# mattress toppers



## 103932 (Apr 16, 2007)

Hi, we are thinking of buying a mattress topper as we fined the fix bed in our rapido a bit hard at times, anyone any idea which to go for ? were to buy ? can they be cut to size/shape ? ect 

Best regards
David.


----------



## whistlinggypsy (May 1, 2005)

David, my wife complained about the bed in our Rapido, the metal support bar down the centre could be felt through the mattress.

We got a double 2" memory foam M/Topper from our local Dunelm store at £120 expensive but worth every penny, if you do get one get a genuine memory foam one, much better in the long run, sleep like a log now.

Bob


----------



## vicdicdoc (May 14, 2005)

Argos . . king size 'memory foam' topper approx £80 !
We got one at home & one in van - excellent !


----------



## Spacerunner (Mar 18, 2006)

vicdicdoc said:


> Argos . . king size 'memory foam' topper approx £80 !
> We got one at home & one in van - excellent !


Vic,

Can they be cut to shape to fit the tapered style fixed beds?


----------



## 94639 (May 1, 2005)

We use 2" memory foam toppers from Raskelf, I think that they can cut to shape, have a look on their website

http://www.raskelf.com/


----------



## 88741 (May 9, 2005)

Cannot think why Raskelf toppers should not be cut to shape, but do give them a ring as they are very helpful.
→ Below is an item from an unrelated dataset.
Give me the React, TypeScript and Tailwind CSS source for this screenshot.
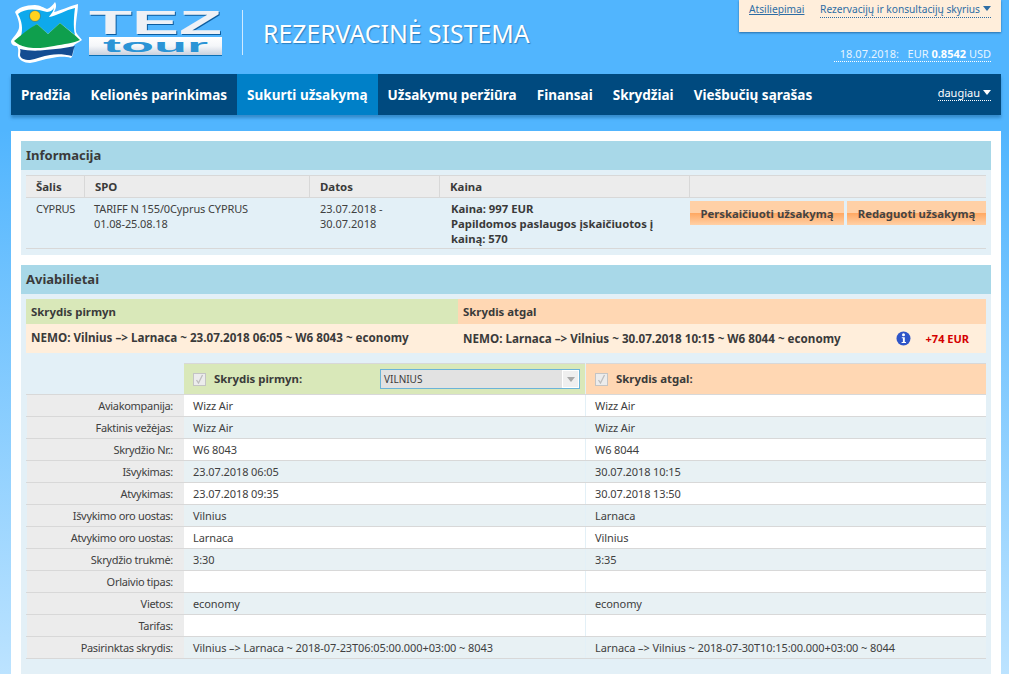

Agree that memory foam is the best way to go, now got one for my bed at home and another for the van. 
Bliss 8)


----------



## takeaflight (May 9, 2005)

Just ordered two singles which are being cut to size with covers and free pillows including postage £160 awaiting del looking at the spec they seem an improvement on other well known makes.

http://www.care-and-comfort.co.uk

Will let you know.


----------



## ianhibs (May 1, 2005)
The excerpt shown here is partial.